• _THE EXERCISE_: Write out the material exactly. Do not include the pictures.

• _DATA EXCERPT_:
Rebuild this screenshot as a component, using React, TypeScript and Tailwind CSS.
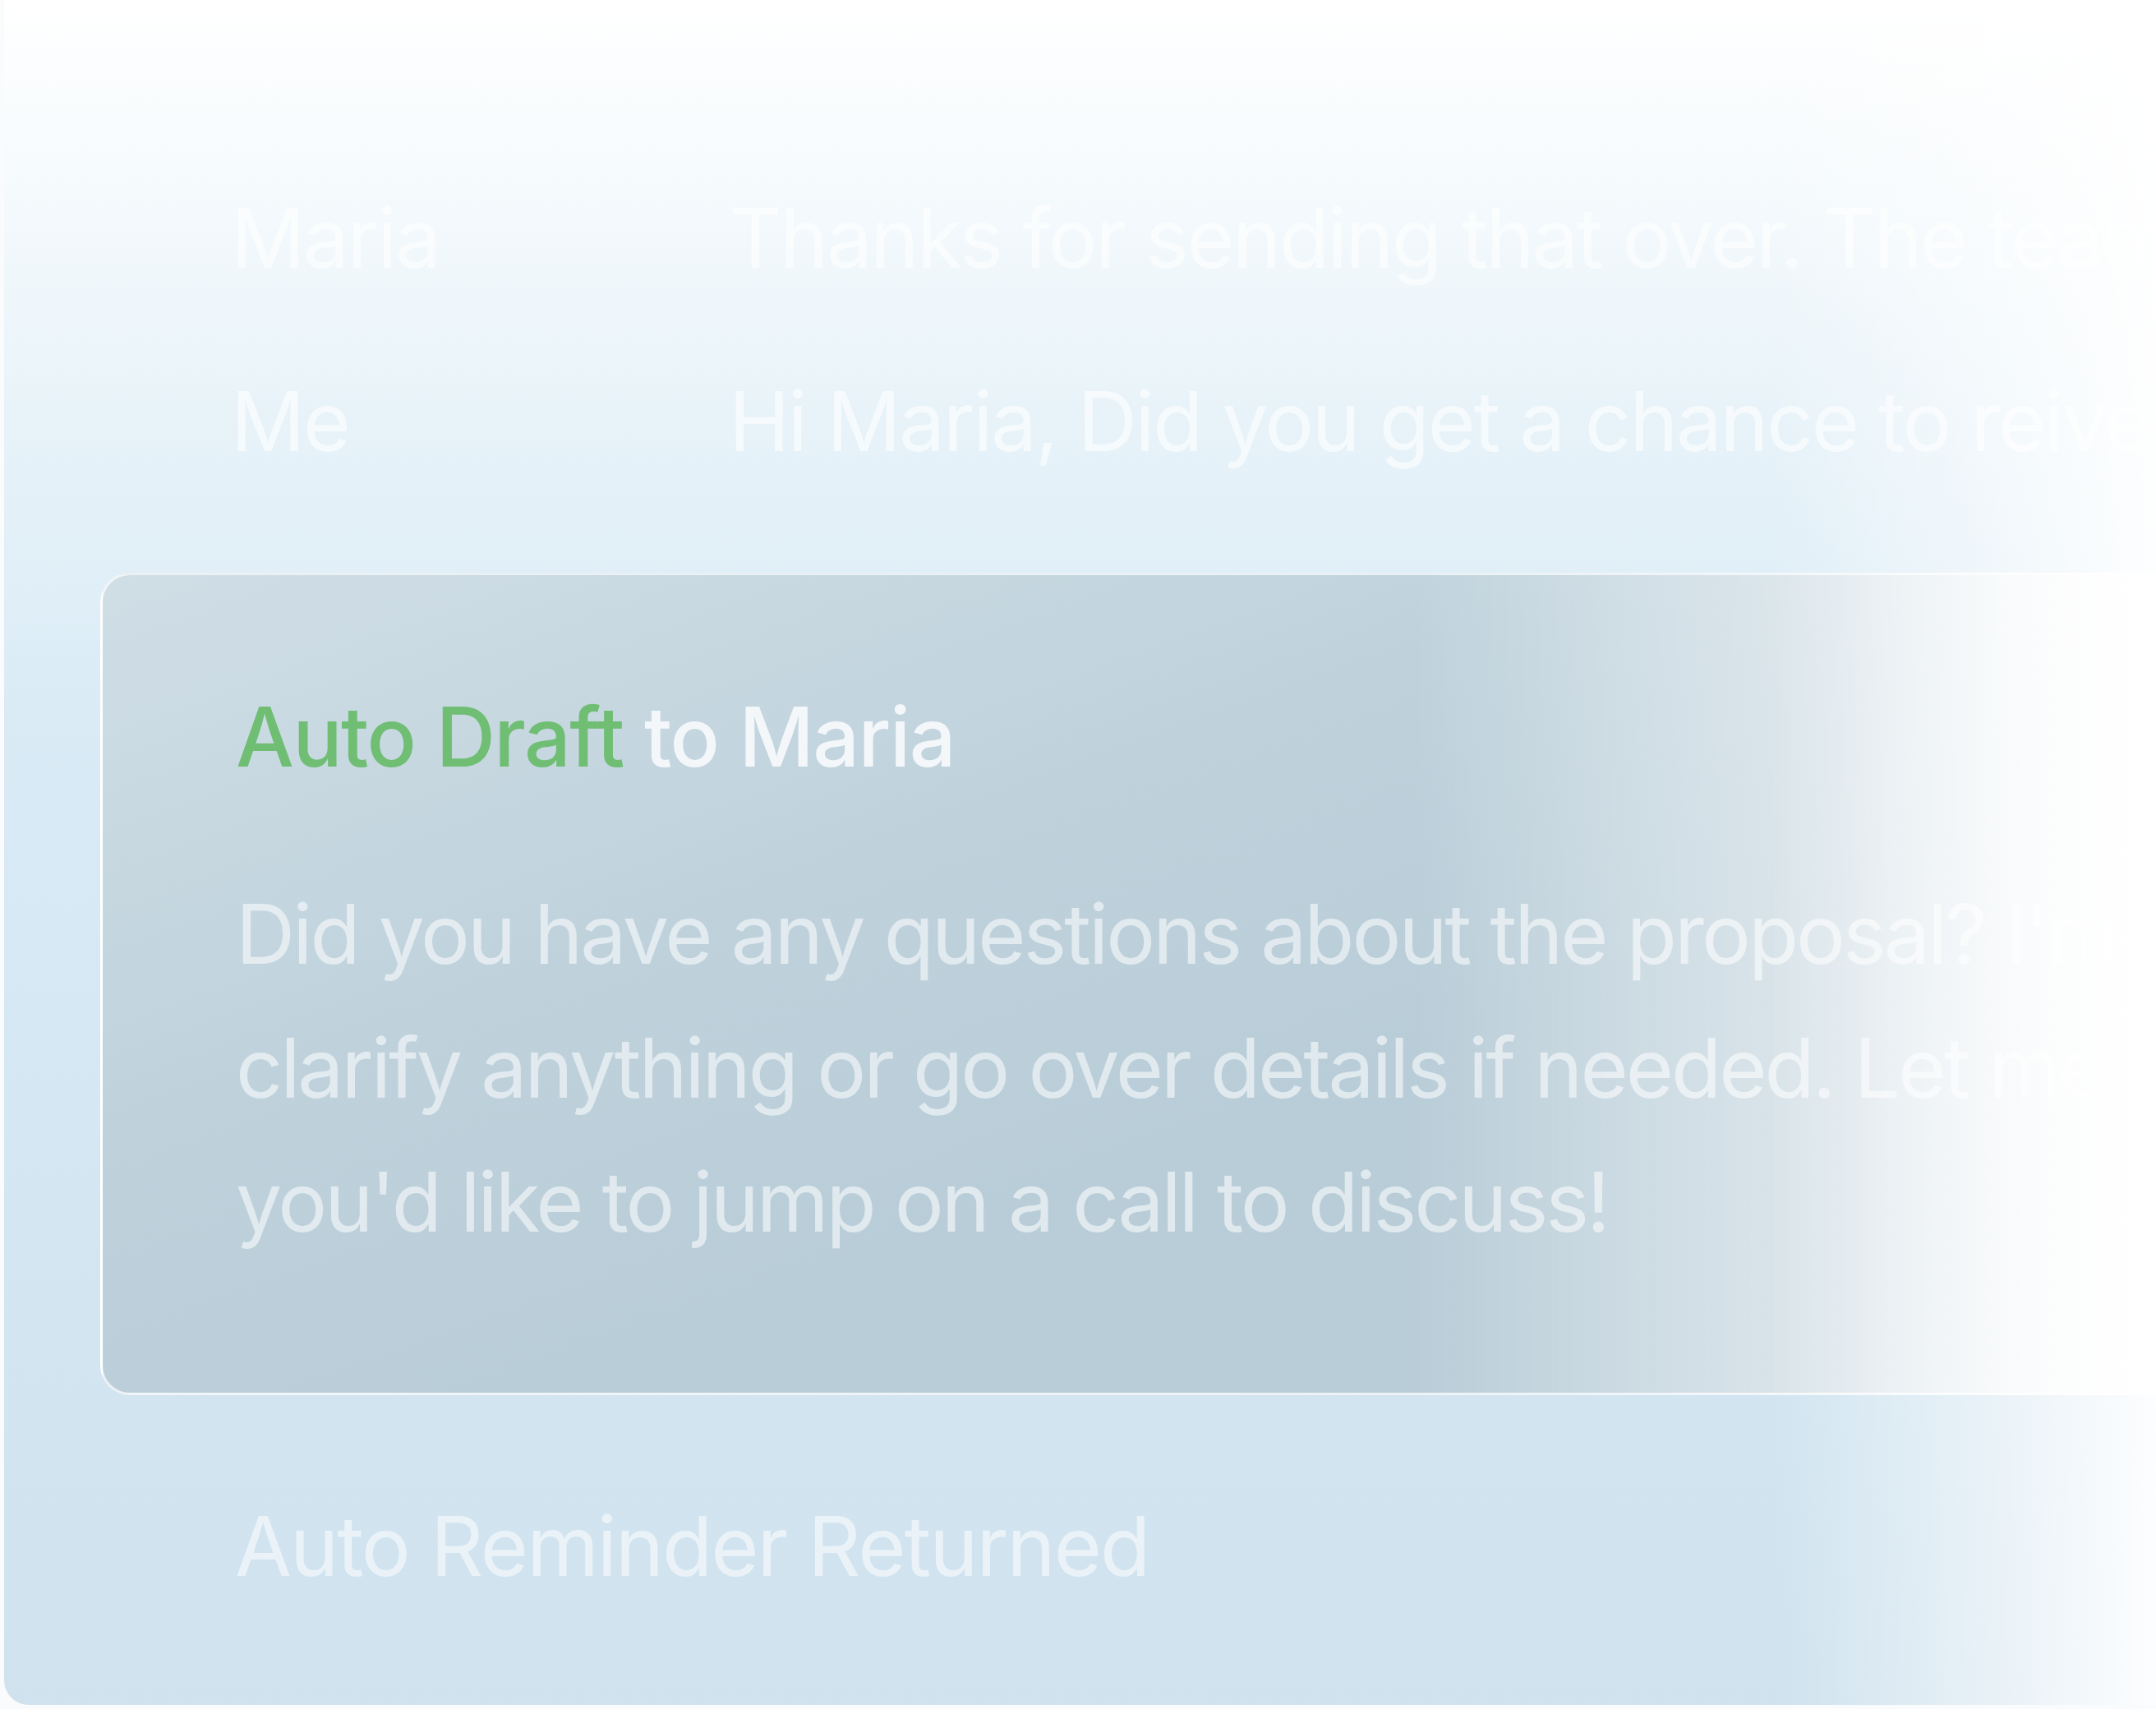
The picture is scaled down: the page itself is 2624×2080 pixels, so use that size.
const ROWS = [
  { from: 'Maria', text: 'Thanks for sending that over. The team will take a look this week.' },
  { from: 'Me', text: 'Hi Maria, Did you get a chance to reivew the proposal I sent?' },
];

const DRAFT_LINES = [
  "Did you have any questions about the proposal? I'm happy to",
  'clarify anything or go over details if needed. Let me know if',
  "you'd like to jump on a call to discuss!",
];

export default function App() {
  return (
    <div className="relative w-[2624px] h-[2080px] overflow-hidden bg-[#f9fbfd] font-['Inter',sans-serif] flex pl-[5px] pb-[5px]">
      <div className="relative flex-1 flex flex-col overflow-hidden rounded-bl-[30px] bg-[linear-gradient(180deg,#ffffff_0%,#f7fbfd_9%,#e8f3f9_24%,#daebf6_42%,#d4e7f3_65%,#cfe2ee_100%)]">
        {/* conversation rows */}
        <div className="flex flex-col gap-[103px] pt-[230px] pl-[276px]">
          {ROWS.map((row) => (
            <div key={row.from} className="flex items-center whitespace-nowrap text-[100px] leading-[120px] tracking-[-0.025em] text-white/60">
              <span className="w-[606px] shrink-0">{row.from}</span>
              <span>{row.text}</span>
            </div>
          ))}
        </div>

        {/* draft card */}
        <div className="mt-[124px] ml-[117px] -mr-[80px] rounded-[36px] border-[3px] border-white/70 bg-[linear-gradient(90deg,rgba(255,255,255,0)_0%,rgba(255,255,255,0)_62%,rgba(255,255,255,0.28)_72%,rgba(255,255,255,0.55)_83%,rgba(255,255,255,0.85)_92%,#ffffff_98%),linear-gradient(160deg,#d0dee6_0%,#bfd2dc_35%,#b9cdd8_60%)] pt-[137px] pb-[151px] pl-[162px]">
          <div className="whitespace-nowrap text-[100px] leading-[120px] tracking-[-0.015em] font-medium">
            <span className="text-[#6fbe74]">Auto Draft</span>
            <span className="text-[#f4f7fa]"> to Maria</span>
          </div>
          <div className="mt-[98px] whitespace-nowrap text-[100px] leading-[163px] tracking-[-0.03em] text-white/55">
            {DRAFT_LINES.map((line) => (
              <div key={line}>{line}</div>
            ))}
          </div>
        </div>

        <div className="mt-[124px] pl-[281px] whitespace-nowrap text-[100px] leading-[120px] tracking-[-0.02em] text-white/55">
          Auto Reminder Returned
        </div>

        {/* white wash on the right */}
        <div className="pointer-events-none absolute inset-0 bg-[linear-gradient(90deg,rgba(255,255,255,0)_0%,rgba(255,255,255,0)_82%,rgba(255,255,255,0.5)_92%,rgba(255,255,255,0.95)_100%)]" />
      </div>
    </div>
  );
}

• _CORRECT RESPONSE_:
Rebuild this screenshot as a component, using React, TypeScript and Tailwind CSS.
The picture is scaled down: the page itself is 2624×2080 pixels, so use that size.
const ROWS = [
  { from: 'Maria', text: 'Thanks for sending that over. The team will take a look this week.' },
  { from: 'Me', text: 'Hi Maria, Did you get a chance to reivew the proposal I sent?' },
];

const DRAFT_LINES = [
  "Did you have any questions about the proposal? I'm happy to",
  'clarify anything or go over details if needed. Let me know if',
  "you'd like to jump on a call to discuss!",
];

export default function App() {
  return (
    <div className="relative w-[2624px] h-[2080px] overflow-hidden bg-[#f9fbfd] font-['Inter',sans-serif] flex pl-[5px] pb-[5px]">
      <div className="relative flex-1 flex flex-col overflow-hidden rounded-bl-[30px] bg-[linear-gradient(180deg,#ffffff_0%,#f7fbfd_9%,#e8f3f9_24%,#daebf6_42%,#d4e7f3_65%,#cfe2ee_100%)]">
        {/* conversation rows */}
        <div className="flex flex-col gap-[103px] pt-[230px] pl-[276px]">
          {ROWS.map((row) => (
            <div key={row.from} className="flex items-center whitespace-nowrap text-[100px] leading-[120px] tracking-[-0.025em] text-white/60">
              <span className="w-[606px] shrink-0">{row.from}</span>
              <span>{row.text}</span>
            </div>
          ))}
        </div>

        {/* draft card */}
        <div className="mt-[124px] ml-[117px] -mr-[80px] rounded-[36px] border-[3px] border-white/70 bg-[linear-gradient(90deg,rgba(255,255,255,0)_0%,rgba(255,255,255,0)_62%,rgba(255,255,255,0.28)_72%,rgba(255,255,255,0.55)_83%,rgba(255,255,255,0.85)_92%,#ffffff_98%),linear-gradient(160deg,#d0dee6_0%,#bfd2dc_35%,#b9cdd8_60%)] pt-[137px] pb-[151px] pl-[162px]">
          <div className="whitespace-nowrap text-[100px] leading-[120px] tracking-[-0.015em] font-medium">
            <span className="text-[#6fbe74]">Auto Draft</span>
            <span className="text-[#f4f7fa]"> to Maria</span>
          </div>
          <div className="mt-[98px] whitespace-nowrap text-[100px] leading-[163px] tracking-[-0.03em] text-white/55">
            {DRAFT_LINES.map((line) => (
              <div key={line}>{line}</div>
            ))}
          </div>
        </div>

        <div className="mt-[124px] pl-[281px] whitespace-nowrap text-[100px] leading-[120px] tracking-[-0.02em] text-white/55">
          Auto Reminder Returned
        </div>

        {/* white wash on the right */}
        <div className="pointer-events-none absolute inset-0 bg-[linear-gradient(90deg,rgba(255,255,255,0)_0%,rgba(255,255,255,0)_82%,rgba(255,255,255,0.5)_92%,rgba(255,255,255,0.95)_100%)]" />
      </div>
    </div>
  );
}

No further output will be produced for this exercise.